**DATASET EXCERPT**
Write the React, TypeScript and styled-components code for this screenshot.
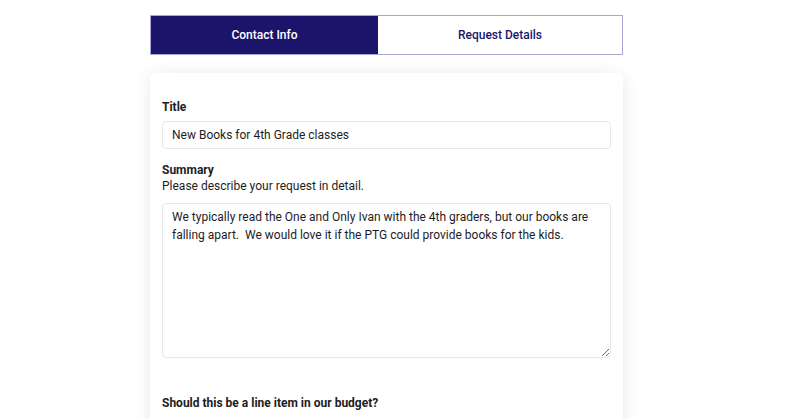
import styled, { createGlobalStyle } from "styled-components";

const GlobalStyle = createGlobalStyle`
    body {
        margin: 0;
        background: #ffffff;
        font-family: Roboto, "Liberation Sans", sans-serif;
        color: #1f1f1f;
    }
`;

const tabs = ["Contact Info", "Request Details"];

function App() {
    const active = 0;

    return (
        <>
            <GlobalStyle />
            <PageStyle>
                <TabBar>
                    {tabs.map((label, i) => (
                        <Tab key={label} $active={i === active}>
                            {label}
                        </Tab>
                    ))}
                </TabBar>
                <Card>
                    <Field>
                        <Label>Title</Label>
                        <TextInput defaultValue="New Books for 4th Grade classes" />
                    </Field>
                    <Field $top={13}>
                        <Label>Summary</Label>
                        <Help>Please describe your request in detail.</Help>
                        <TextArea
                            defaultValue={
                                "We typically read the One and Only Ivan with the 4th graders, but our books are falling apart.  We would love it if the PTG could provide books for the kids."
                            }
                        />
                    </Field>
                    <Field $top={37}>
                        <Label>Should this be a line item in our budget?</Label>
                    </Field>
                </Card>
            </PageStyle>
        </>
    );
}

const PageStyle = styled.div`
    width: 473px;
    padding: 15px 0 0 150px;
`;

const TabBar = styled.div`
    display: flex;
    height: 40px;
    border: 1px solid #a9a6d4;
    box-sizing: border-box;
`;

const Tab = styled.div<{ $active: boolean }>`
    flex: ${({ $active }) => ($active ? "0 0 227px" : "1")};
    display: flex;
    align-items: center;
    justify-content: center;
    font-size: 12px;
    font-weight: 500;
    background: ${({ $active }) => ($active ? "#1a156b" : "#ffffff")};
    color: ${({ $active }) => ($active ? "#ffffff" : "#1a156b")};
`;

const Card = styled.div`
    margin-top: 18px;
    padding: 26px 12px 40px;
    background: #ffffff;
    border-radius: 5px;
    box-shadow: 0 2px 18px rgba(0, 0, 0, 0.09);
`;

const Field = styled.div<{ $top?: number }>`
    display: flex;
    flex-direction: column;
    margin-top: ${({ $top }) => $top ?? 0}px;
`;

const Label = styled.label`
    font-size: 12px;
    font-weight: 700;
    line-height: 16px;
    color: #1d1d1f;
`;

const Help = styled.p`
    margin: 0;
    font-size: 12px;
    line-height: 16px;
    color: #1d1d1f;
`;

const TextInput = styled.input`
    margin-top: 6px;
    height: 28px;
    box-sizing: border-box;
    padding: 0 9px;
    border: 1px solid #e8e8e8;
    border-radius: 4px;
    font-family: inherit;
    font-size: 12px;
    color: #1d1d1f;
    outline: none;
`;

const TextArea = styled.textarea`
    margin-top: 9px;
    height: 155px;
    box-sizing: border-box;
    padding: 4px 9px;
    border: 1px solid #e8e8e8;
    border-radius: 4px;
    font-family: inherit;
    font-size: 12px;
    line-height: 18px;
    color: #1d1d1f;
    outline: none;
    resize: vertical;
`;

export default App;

**GIVEN TASK**
Repeat only what lies between the start of the data and the end of the line containing "const active = 0;", exactly, with pictures left out.

**TASK RESPONSE**
Write the React, TypeScript and styled-components code for this screenshot.
import styled, { createGlobalStyle } from "styled-components";

const GlobalStyle = createGlobalStyle`
    body {
        margin: 0;
        background: #ffffff;
        font-family: Roboto, "Liberation Sans", sans-serif;
        color: #1f1f1f;
    }
`;

const tabs = ["Contact Info", "Request Details"];

function App() {
    const active = 0;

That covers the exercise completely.